New Zealand gives B.C. a lesson on proportional representation

When New Zealand pitched a switch to proportional representation in the early ’90s, it triggered a wave of conjecture and confusion similar to what B.C. is experiencing now.

New Zealanders voted in favour of mixed-member proportional representation in 1993, a switch from the first-past-the-post electoral system that B.C. still uses. Next election, in 1996, voters would cast one vote for a local candidate, but also a second for a party, to decide what proportion of seats each party would have in parliament. Meantime, electoral maps would be redrawn and parties would have to make ranked lists to fill out those second seats with “list MPs” of their choosing.

“Last year’s decision to change New Zealand‘s voting system has turned Kiwi politics into a confusing game of musical chairs as politicians panic over secret maps which chart their route to oblivion,” Agence France-Presse’s Michael Field reported in 1994.

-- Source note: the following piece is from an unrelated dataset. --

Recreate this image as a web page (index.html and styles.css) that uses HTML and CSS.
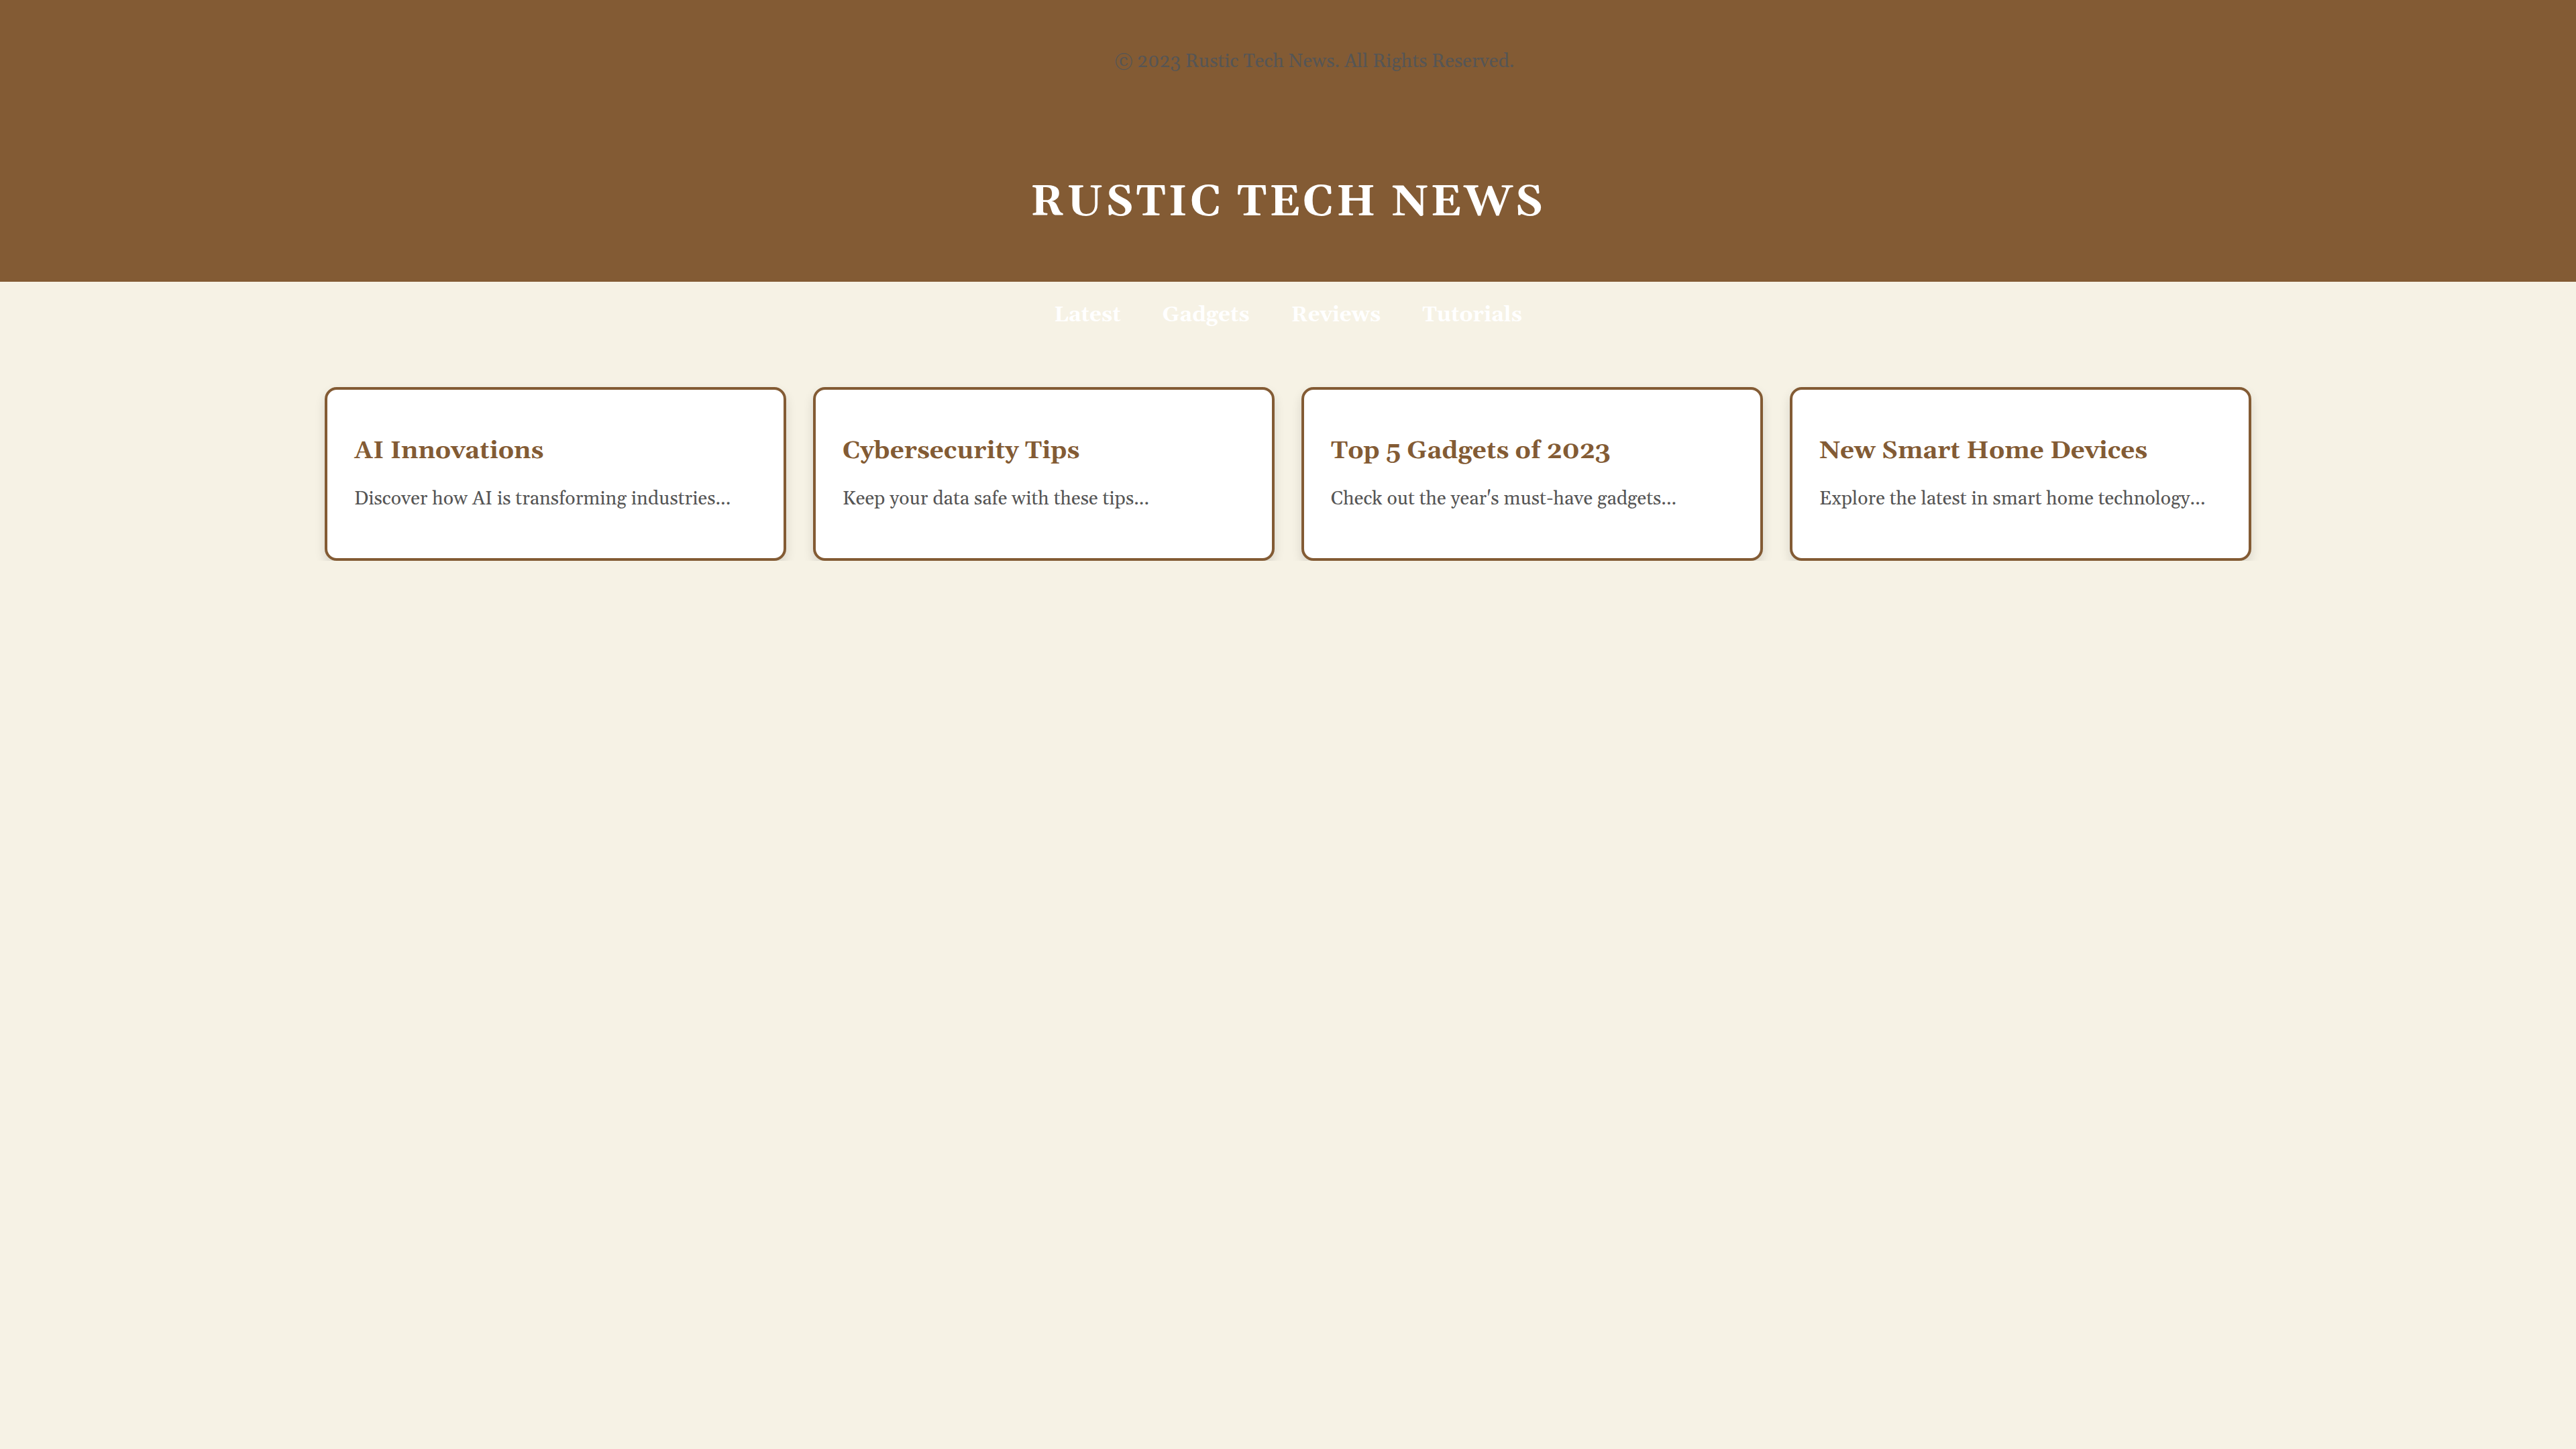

“The ruling National Party only narrowly holds onto power, political parties are fragmenting and MPs are scrambling for fewer seats. But there is so much confusion that New Zealand may not be able to organize a general election for at least another year — an unusual situation for a country which has had continuous and stable Westminster-style representative democracy since 1855.”

But two decades later, New Zealanders have got used to it, said Jennifer Curtin, a professor and political scientist at the University of Auckland. In fact, 58 per cent were happy enough with the new system in 2011 that they voted in a referendum to keep it.

New Zealand’s electoral system was mentioned several times in Attorney General David Eby’s report and recommendations on electoral reform in B.C.

In 1985, following two elections in which New Zealand’s Labour party got more votes yet fewer seats in parliament than the National Party, a commission was formed to study other ways of voting. It unanimously recommended mixed-member proportional the following year.

When the government held a non-binding referendum in 1992, asking voters whether they wanted to keep first-past-the-post or ditch it, 85 per cent voted for change. A second question on the ballot asked them to choose one of four new systems. Overwhelmingly, New Zealanders chose MMP (70 per cent), over single-transferable vote (17 per cent), preferential voting (seven per cent) and supplementary-member systems (six per cent).

Similarly, Eby wants to ask two questions: Should B.C. use first-past-the-post or proportional representation and if B.C. does adopt proportional representation, how would you rank MMP, rural-urban and dual-member systems? The last two systems have never been used.

New Zealand also held a binding referendum during the general election in 1993, which pitted MMP solely against first-past-the-post. MMP took 54 per cent of the vote.

“For the older folks, the hardest part to get a handle on was the ‘list MPs’ and who are these faceless people, who are these party hacks and what do they really do?” Curtin said. “That’s started to decline now.”

In New Zealand, the party lists and rankings of the names on them are made public. Curtin said that has proved to be an incentive to make the lists diverse to attract as many voters to the party as possible, which has led to a significant increase in Māori people and women in parliament.

Critics of proportional representation in B.C., including the B.C. Liberals and the No B.C. Proportional Representation Society, argue the system will cause harm.

“Proportional representation will lead to more minority coalition governments, like the mess we have in Victoria right now. It will create uncertainty for the investment community, negatively impacting jobs, growth and our prosperity,” B.C. Liberal MLA Michael Lee said last fall.

In the eight elections since New Zealand switched to MMP in 1996, the National and Labour parties have each formed government four times, though none with an outright majority of seats. Each time, they’ve had to form coalitions or reach confidence and supply agreements with another party to operate as a minority.

New Zealand’s worry over the political fallout of carving out new electoral maps — now a topic of concern in B.C. — was handled by an independent commission, which convenes after every census to review and redraw boundaries and consider changing the names of constituencies. B.C., too, is proposing an independent electoral boundaries commission.

“They were quite good in not changing too many names, really trying to keep a sense of community,” Curtin said.